Twenty-two years ago, a little girl was born in a hospital in a small state, the air frosty, the wind blowing, a blizzard heading their way.
I was whisked home from the hospital the next day, as the first flurries fell of what would become a three-foot springtime storm, coined the April Fools Blizzard, perhaps most fondly remembered by my mother, with a brand new baby and five additional children home from school to welcome her.
This was how I entered the world, and it’s a story I tell proudly, for absolutely no conceivable reason.
That’s how long I’ve been hanging around on this planet, scraping my knees, putting Band-Aids on, exploring my world and hiding under my blanket.
Having been born just a couple of years before Y2K, my life has been pretty centralized around the internet and the emergence of technology. I didn’t get my first iPhone until I was 16, but computers were a big part of my life since my young childhood days, filled with watching my bigger siblings play games and then morphing into the big sibling that got to play the games, but with a much smaller, less attentive audience.
I made my first Gmail account in August of 2006, promptly shooting off an email to my entire family announcing my brand new form of contacting them, and over the next few years, contact them I did.
With tears of laughter streaming down our faces, my sisters and I dug deep into our Gmail archives the other day, reading my diary-like emails sent to everyone and anyone who would listen.

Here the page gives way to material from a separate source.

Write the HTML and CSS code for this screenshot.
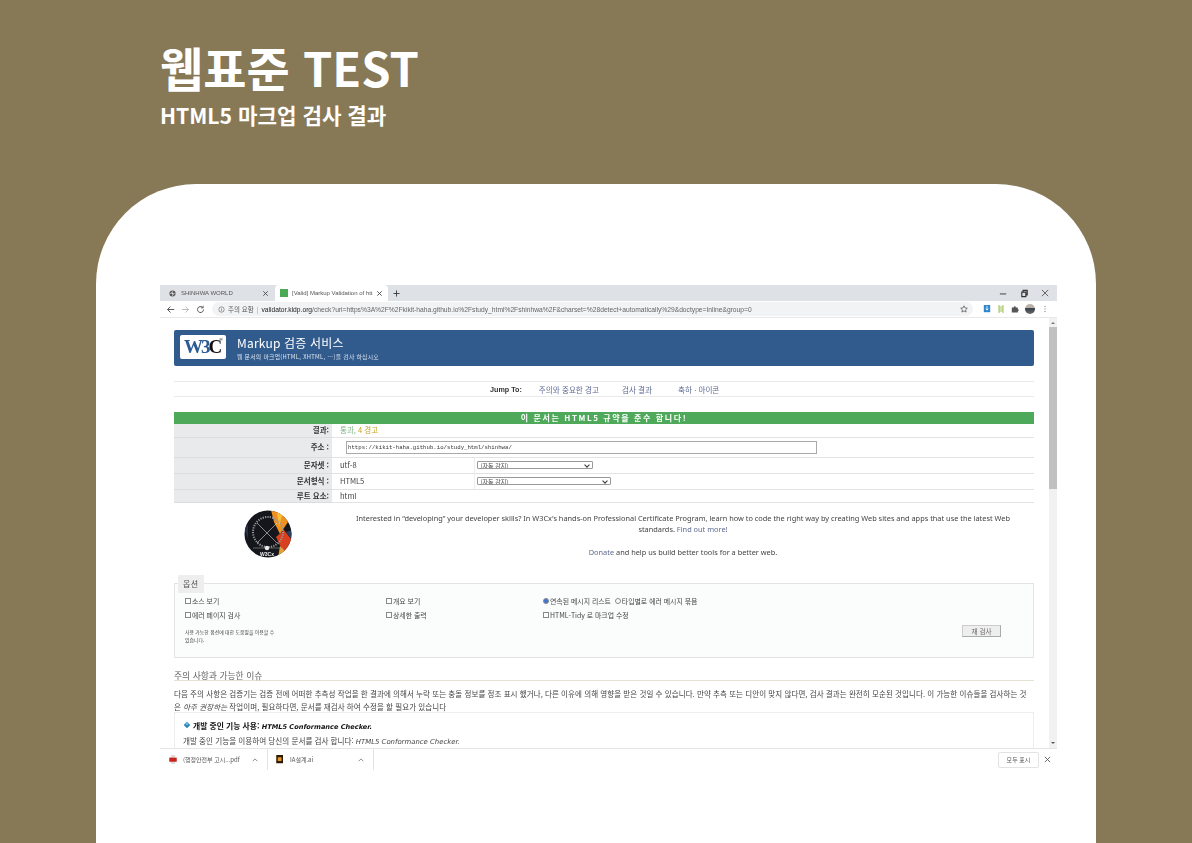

At one point, I chanced upon a recording, something I sent out weekly (I only followed through for approximately two weeks), coined “Etti’s Update.” An early form of today’s popular podcasts, I would record myself discussing current events in my daily life, and sent it out to classmates and family. I listened to it, just the other day, laughing at what an over-sharer I was as a kid, before I realized – oh my gosh, I haven’t changed.
From my earliest days, I have been a sharer, seeking connection, reaching out in whatever form I could find.
A few years ago, I decided I wanted to change how I celebrated my birthday a little bit by doing tiny acts of kindness for others. Paying it forward at a Starbucks, leaving a post-it note with some cash at an MTA machine, or just simply leaving an encouraging note somewhere I knew people would need to see it. It’s so easy to become unhappy on your birthday, looking at the marking of time as a reminder at how little you’ve progressed, or how quickly the years are going by. Changing the perspective has reminded me that a birthday is simply a reminder that I am lucky to be alive in this world for another year, and I have further opportunity to bring joy to others.
As a spiritual person, I do use this day to look inwards, to give extra attention to the important things, to use it as a time to reflect on the year past, and make stronger resolutions and goals for the year ahead.
I’m obviously thrilled to accept the sweet gifts and lovely messages from my friends and family.
Yet, like I previously said on this blog, the key to my happiness is remembering that it doesn’t end with me.
Reaching outward, just like my emails from my childhood show that I have always naturally done, is what brings this day to its completion.
Remembering that we live in this great big world, filled with humans that are more similar to us than different, a world ripe with the opportunity for connection, for smiles, for kind words shared – this is how I like to celebrate being alive.
Remembering that no matter what language we speak, what country we were born in, what food we prefer, we all know what loneliness is, what love is, we all have dreams and aspirations, we all can recognize a smile and an open heart.
So, in honor of my twenty-two years, I’ll be working on giving back towards twenty-two people, in whichever way I can, if that just means listening to someone for another moment, or helping someone with their stroller, or smiling at a stranger, or sending a heartfelt message to a friend.
Twenty-two years ago, I joined the mass of humanity on this earth, and I’ve spent nearly every day since talking and letting my voice be heard.
I don’t intend on quieting down any time soon, but I hope to channel all that sharing and be able to continue using this blog as a way to connect with all those who read.
I think 8-year-old me would be pretty darn proud.